Nous avions le projet d’embaucher quelqu’un l’année dernière sur une partie de l’année, d’une part parce que c’était quelqu’un qui avait besoin d’un emploi et d’autre part parce qu’elle était très intéressée par ce que nous faisions et aussi parce que nous ne pouvons pas faire tout ce qu’il y a à faire à deux personnes. Nous avions fait ce projet et la personne avait devancé le contrat, fait énormément de choses, pris beaucoup de contacts et puis elle nous a laissé tomber du jour au lendemain, parce qu’elle avait trouvé autre chose. C’est une des déceptions, par ailleurs, nous n’avions pas eu les financements de la commune qui nous auraient permis de payer la partie non prise en charge de son contrat aidé. C’était une première tentative qui nous a montré qu’il y avait tout un travail à faire. Mais ça s’est arrêté là. Il y a eu ensuite la rencontre avec Monsieur le Maire du Cannet-des-Maures, qui nous a dirigé vers la mission locale, Pôle-emploi et puis finalement c’est vous Christelle Camez que nous avons embauchée, pour faire tout ce travail qui va permettre à l’association de se développer, c’est à dire de se faire connaître, de trouver des adhérents, de multiplier les animations, ce que nous ne pouvions pas faire, parce que nous ne pouvons pas en même temps, entretenir la propriété, faire des animations, trouver des financements qui vont permettre de donner une autre dimension au projet et de développer des aspects que pour le moment nous ne pouvons pas prendre en charge, notamment l’éducation au respect de l’eau, la connaissance du cycle de l’eau et le respect des milieux aquatiques. Nous attendons beaucoup de cet emploi, c’est l’occasion de donner une autre dimension à l’association puisque nous avions vu que toutes les actions que nous avons entreprises auprès des enfants et des adultes ont été très intéressantes, très porteuses, toutes les maîtresses et les enseignants qui sont venus ont redemandé à revenir. Par contre, nous ne pouvons pas nous seuls assumer, ces missions d’animation.
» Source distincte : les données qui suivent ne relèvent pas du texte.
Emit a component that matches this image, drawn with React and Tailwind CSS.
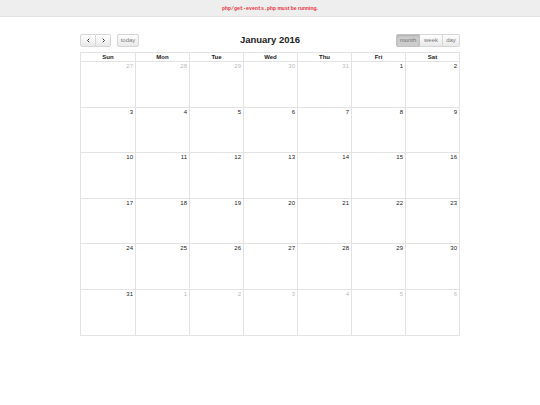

Maintenant, qu’elles sont les plus grands projets de l’association et vos perspectives d’évolution ?
Le premier, c’est de recevoir plus de public, c’est à dire que nous avons mis au point une douzaine d’animations, qui sont donc réalisables dans la propriété, qui sont relativement simples, comme, « qu’est–ce qui pousse au potager ? Qu’est-ce qui pousse au verger ? » Mais aussi des animations qui sortent de l’ordinaire, par exemple nous avons le projet d’une animation qui consisterait à faire faire un repas par les enfants à l’extérieur en faisant un feu de bois et en récoltant des plantes comestibles et en les préparant. Le premier projet c’est donc de multiplier les animations auprès des enfants, de développer tout ce qui est possible et évidemment multiplier des animations auprès des adultes. L’année dernière, nous avons reçu une association, nous avons reçu pour la semaine du développement durable des personnes qui sont venues voir comment nous transformions nos produits, aussi bien les confitures, le pain, les pâtes, l’huile etc… On pourrait recevoir effectivement beaucoup plus de public adulte. Ensuite pour pouvoir répondre à cette demande concernant l’éducation à l’environnement, nous avons besoin de nouveaux supports, même si actuellement nous avons potager, verger, rucher, le ruisseau, la safranière, les jardins… nous pourrions faire beaucoup plus si nous avions les jardins aquatiques, si nous avions une oliveraie qui permettrait de cueillir des olives et de les transformer au moulin mitoyen et si nous avions un lieu qui soit encore plus attractif, c’est à dire où les gens vont avoir plaisir à venir, un plaisir sensoriel et ils pourront lier à ce plaisir à la nécessité de prendre en compte l’environnement et de le préserver. Tous ces projets-là, sont coûteux et l’association ne peut pas par ses propres moyens les financer. Actuellement, nous n’avons pas de financement, Par contre nous répondons à des appels à projets, nous avons répondu à l’appel à projet de la fondation « Coup de mains » des magasins « Nature et découvertes » pour un rucher pédagogique et nous avons eu l’heureuse surprise d’être sélectionnés au niveau national.
Nous attendons la suite et nous espérons que tout se mettra en place comme nous le souhaitons.